The MTV programmes are well-made, whereas with others, which feel compelled to be edifying, there is a risk of viewers seeing they are contrived. These involve a search for a happy ending at all costs or they avoid certain issues, when instead the tragedy today is that no one really discusses abortion and motherhood. We speak of laws, of “methods”, of rights, but no one describes in a concrete way what it means to abort, what an infant is, or the difficulties and beauty of family life.

One girl explains: “It's normal that a child would change your life. A young person naturally wants to have fun, and now I stay at home more. Of course. But now I've become a mother. And I've become sweeter, with him and with others”.

On the other hand, they do not hide their difficulties. “Firms don't take you if you're pregnant”, or rather, “I work in a call centre, four hours a day: that's all I have”. With a strong, implicit reference to the responsibility of those in charge of granting work opportunities that, when lacking, make things difficult for a family at the most appropriate age.

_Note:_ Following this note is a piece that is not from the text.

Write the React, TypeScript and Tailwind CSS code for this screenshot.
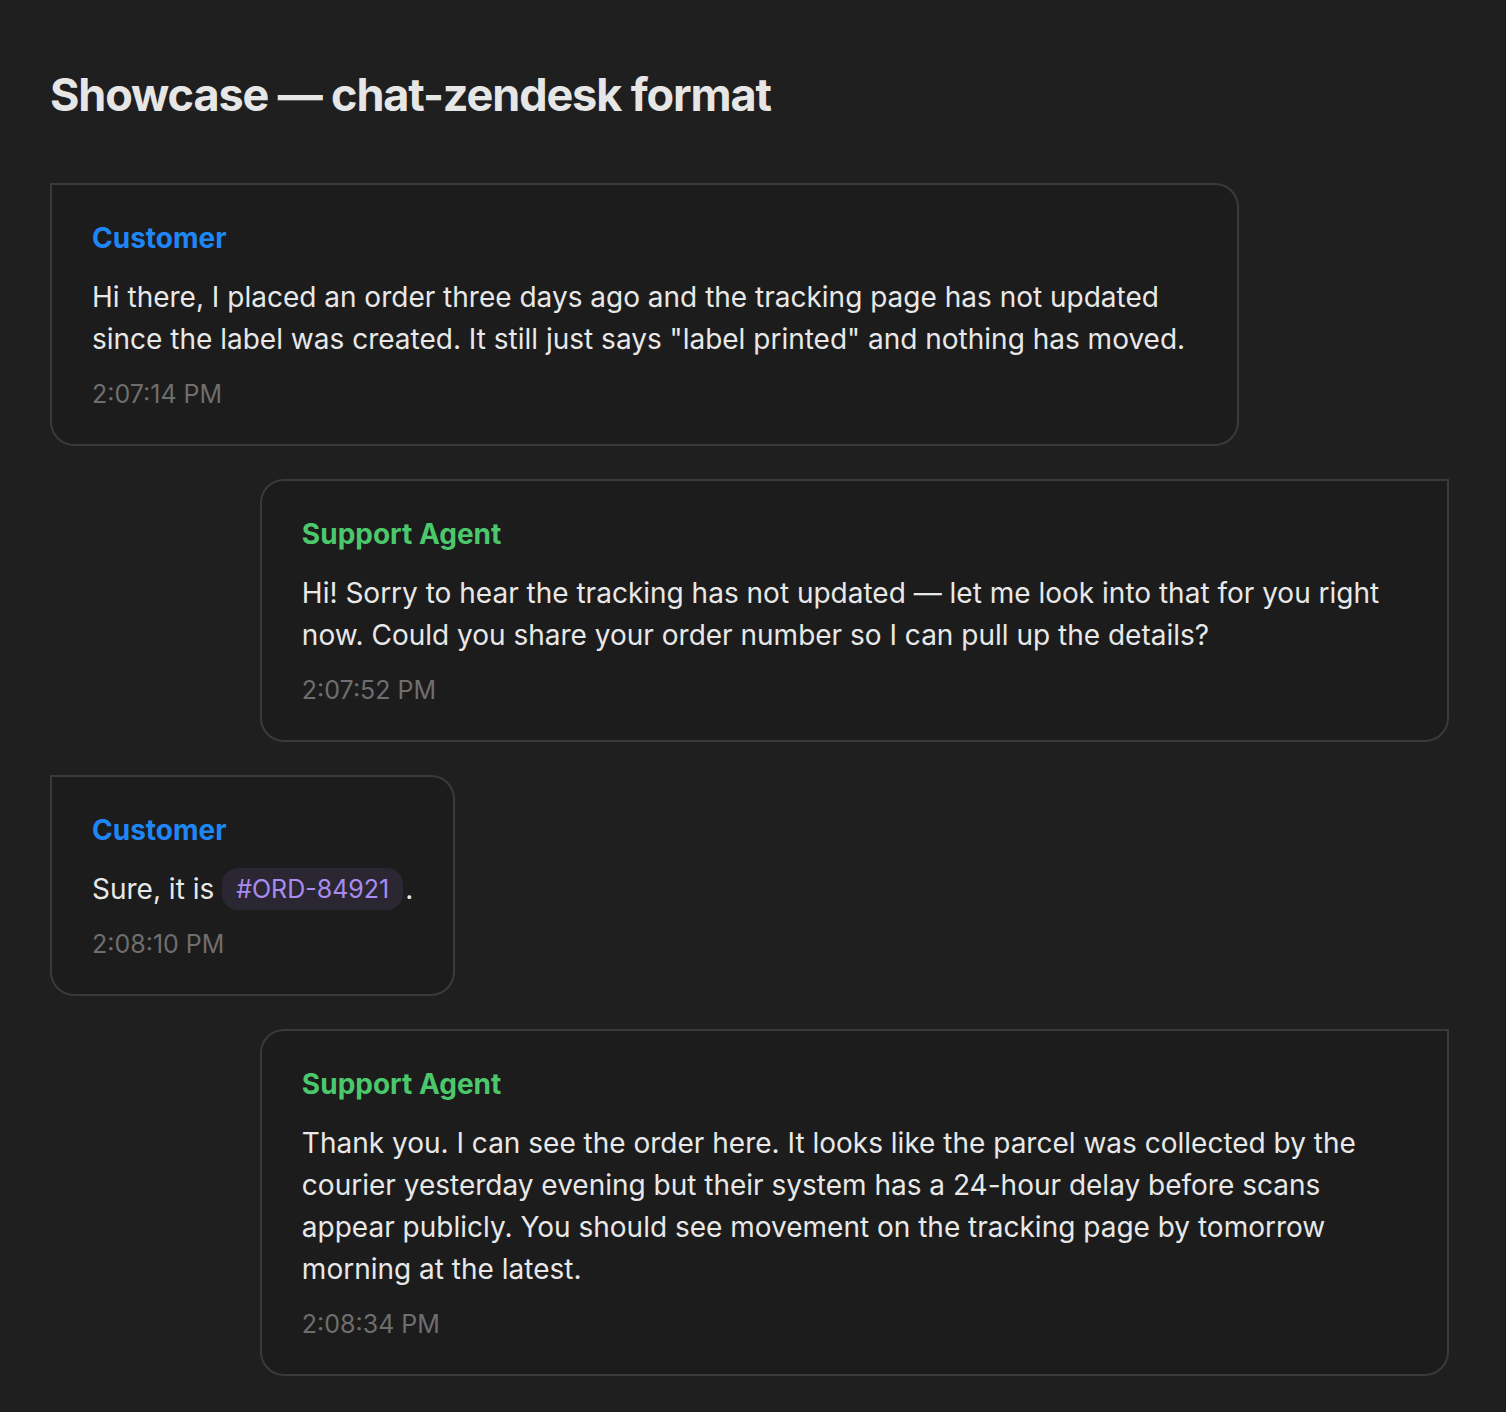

“In this world, there is a remedy for everything”, says a woman on the show who has just become a grandmother. Yet it would be nice if there weren't just “remedies” but rather open roads for those who want to have children at a young age, at least for those who often find themselves considering abortion as an option; but the difference in choice is immense.

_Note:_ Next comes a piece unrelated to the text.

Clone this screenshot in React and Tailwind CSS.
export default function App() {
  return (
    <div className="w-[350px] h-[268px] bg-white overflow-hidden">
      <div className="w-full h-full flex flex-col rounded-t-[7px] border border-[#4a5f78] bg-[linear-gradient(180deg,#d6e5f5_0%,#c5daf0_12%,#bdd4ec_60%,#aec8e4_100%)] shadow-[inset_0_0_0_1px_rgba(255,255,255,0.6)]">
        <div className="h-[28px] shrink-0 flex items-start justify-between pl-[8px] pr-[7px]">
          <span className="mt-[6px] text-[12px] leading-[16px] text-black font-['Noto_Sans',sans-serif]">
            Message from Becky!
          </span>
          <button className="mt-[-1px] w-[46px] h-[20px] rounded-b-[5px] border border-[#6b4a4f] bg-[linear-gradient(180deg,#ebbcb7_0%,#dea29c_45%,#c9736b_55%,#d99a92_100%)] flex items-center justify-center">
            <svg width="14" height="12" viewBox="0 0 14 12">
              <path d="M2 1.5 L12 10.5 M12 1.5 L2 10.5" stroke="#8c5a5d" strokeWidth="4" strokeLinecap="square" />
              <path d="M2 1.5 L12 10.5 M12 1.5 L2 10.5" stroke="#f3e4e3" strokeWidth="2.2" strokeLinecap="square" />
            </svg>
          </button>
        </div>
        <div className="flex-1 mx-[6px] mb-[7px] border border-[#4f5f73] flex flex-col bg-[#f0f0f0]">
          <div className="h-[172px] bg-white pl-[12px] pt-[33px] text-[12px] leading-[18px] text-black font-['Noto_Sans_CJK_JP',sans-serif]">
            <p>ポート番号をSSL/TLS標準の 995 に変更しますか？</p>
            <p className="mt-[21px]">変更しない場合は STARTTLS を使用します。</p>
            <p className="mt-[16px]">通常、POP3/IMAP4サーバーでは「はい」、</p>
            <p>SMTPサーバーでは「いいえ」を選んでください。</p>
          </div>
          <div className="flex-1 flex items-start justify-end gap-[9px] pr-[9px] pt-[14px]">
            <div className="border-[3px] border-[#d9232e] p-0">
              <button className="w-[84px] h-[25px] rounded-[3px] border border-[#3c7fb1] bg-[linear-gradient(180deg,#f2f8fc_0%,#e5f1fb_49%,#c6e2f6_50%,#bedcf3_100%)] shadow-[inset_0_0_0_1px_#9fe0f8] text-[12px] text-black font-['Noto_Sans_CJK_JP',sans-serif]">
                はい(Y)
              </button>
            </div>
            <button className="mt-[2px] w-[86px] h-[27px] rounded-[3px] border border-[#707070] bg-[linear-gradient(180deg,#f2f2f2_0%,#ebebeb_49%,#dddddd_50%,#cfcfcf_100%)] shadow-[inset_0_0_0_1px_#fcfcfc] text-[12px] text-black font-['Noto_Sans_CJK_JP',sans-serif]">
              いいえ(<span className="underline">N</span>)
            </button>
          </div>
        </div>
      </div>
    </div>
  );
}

The girls who have kept their babies smile and tell their stories; sometimes it saddens them, but they continue to recount their experiences, looking at their TV audience as one might look at someone who hasn't understood a great secret.

One doesn't expect these programmes to express a definitive “no” to abortion. In order to build a different culture, it's enough to demonstrate and explain. The power of life affirms itself. It is enough not to censure it.